Ministers are due to publish a child poverty strategy in autumn, with the PM under increasing pressure for it to include a commitment on scrapping the two-child benefit limit. Ahead of the strategy, the Government has announced a series of measures to improve children’s lives, including the rollout of free breakfast clubs to primary school kids and a major expansion of free school meals to all children whose families get Universal Credit.
Speaking about her report, Dame Rachel said: “Children shared harrowing accounts of hardship, with some in almost-Dickensian levels of poverty.
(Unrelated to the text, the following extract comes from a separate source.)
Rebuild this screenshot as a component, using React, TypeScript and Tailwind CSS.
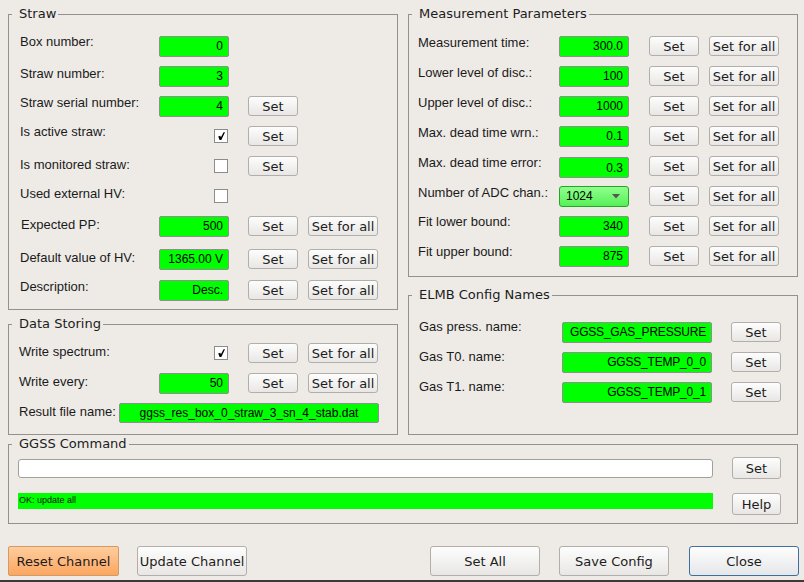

They don’t talk about ‘poverty’ as an abstract concept but about not having the things that most people would consider basic: a safe home that isn’t mouldy or full or rats, with a bed big enough to stretch out in, ‘luxury’ food like bacon, a place to do homework, heating, privacy in the bathroom and being able to wash, having their friends over, and not having to travel hours to school.
“Children spoke to me about the sense of shame that comes from knowing you have less – but, as one of the richest societies in the world, it is decision makers who should be ashamed that children are growing up knowing their futures are being determined by their financial circumstances.”
Paul Whiteman, general secretary at school leaders’ union NAHT, said: “Children struggle to focus on their learning if they are hungry or do not have a settled home, while difficulties accessing and affording transport can affect their school attendance. School leaders and their staff have increasingly been running foodbanks and warm hubs, providing food vouchers, and even offering use of laundry facilities, but this shouldn’t be necessary, and schools cannot tackle all the underlying causes of child poverty."